2022年2月20日、北京オリンピックが閉幕した。

たくさんの感動的なシーンが思い出されるが、多くの人々の記憶に残ったもののひとつとして、フィギュアスケーターの羽生結弦選手の演技があるだろう。

なぜ羽生結弦はあんなにも美しいのであろうか。
なぜ羽生結弦に魅せられるのであろうか。
なぜ観客は羽生結弦に熱狂するのであろうか。

それは"対比"があるからである。
もう少し言えば、相反するものの共存という方が正しいのかもしれない。

彼のFS(フリースケーティング)のプログラム曲の名前を見るとそれは一目瞭然である。
例えば「ロミオとジュリエット」はモンタギュー家とキャプレット家の対立がある。
「SEIMEI」は映画『陰陽師』を題材にしており、陰と陽。まさしく対比である。
「Hope&Legacy」はHope(希望)という未来に向かうものとLegacy(遺産)という過去のものとが対比されている。
「Origin」は一見すると対比がないように思えるが、ここにも対比はある。
幼少の頃、憧れの存在であったロシアのプルシェンコ選手と羽生結弦自身との対比である。
「天と地と」はその名の通り天と地の対比である。

この"対比"にこそ羽生結弦の想いが込められているのではないかと思う。
彼のFSは、正反対のもの同士を上手く共存させ、芸術へと昇華させている。
一見共存できないように見えるものが共存できたとき、ひとは感動を覚える。

では、なぜ"対比"なのか。

それは、絵画を思い浮かべてみるとよくわかる。
絵を描くときには光を意識する。
そして影をつける。
すると、絵が立体的に見えるのである。

絵が光と影をつけることで立体的にみえるのと同様に、彼は光と影のような表現で演技を立体的に見えるように意識しているのではないだろうか。

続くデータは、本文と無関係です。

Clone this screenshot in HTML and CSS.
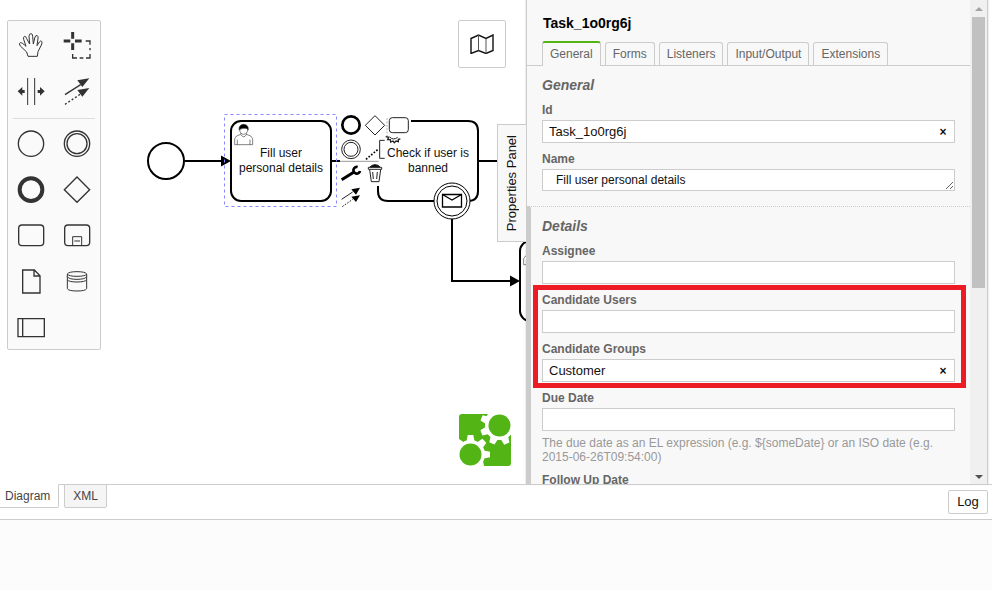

不思議なことに彼の演技は平面であるはずのTV画面越しに観たとしても立体的に見えるのである。
だから見るものに衝撃と感動を与えるのではなかろうか。
素晴らしい芸術というのは2次元を飛び出して3次元に見えるものなのかもしれない。

羽生結弦は対比があるから美しいのだ。
共存できないものを共存させてしまうから美しいのだ。
光と影があるから美しいのだ。
それを羽生結弦は全身全霊をささげて体現している。

彼は北京オリンピックでは惜しくもメダルには届かなかった。
しかし、下を向く必要はない。
なぜなら、羽生結弦という存在は他の誰とも"対比"できない唯一無二のフィギュアスケーターであるのだから。

世間では連日、ロシアとウクライナの緊張状態が報道され、今にも戦争が起ころうとしている。
しかし、戦争は影ではない。闇だ。
闇の世界はどこへ進もうとも闇しか存在しないのである。光など存在しない。
平和の祭典であるはずの五輪の直後に世界が闇で包まれようとしているのはなんとも皮肉な話である。

軍事力で無理やり併合するのではなく、相反するものの「共存」という道は模索できないのであろうか。
相容れないもの同士が共存していくことは難しいかもしれない。大変なことかもしれない。
しかし、共存できたときその先にはきっと"美しい"世界が待っていることだろう。